The Ocean at the End of the Lane – Neil Gaiman

It was my first book by Neil Gaiman and I enjoyed it. I do think it is aimed at a bit younger reader, because it sometimes is a bit naive, but enjoyable read nonetheless.

An unnamed man comes back to his hometown for a funeral and on impulse revisits places from his childhood rediscovering events that formed him. It is a fairy tale about the power of belief, it managed to get me in child’s frame of mind, when world is on one hand a lot simpler and on the other a lot more complicated. It is a world where there is disconnect between grown ups and children, because grown ups do not perceive children as their equal, as fully formed human beings, but the children are also perceiving the word differently, their mind more attuned to the ‘magical’ element in it, more willing to accept it.

For me it was also a book about what we lose when we grow up, not a new topic by any means, but I think Gaiman did a good job in reminding the reader that in the rush of our lives we lose some sensitivity and a lot of imagination.
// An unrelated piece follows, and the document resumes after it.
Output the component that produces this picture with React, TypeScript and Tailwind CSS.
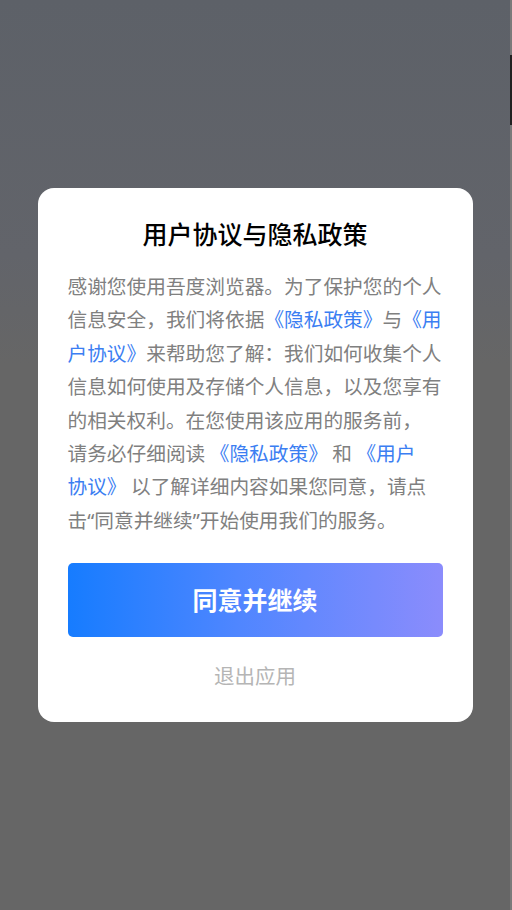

He also reminded me how powerful emotion is fear when you’re a child, how things can get really terrifying, things that as grown ups we simply dismiss. It was interesting to see how the mind forgets things that do not fit its picture of reality, how odd things are pushed out from memory and replaced with ‘reasonable’ justifications.

It was a well written fairy tale, touching on all the topics a good fairy tale should touch: loss, magic, passing of time, power of imagination. As I mentioned I probably am a bit too cynical to be deeply moved by this book, but it was a good read anyway. I plan to read American Gods next.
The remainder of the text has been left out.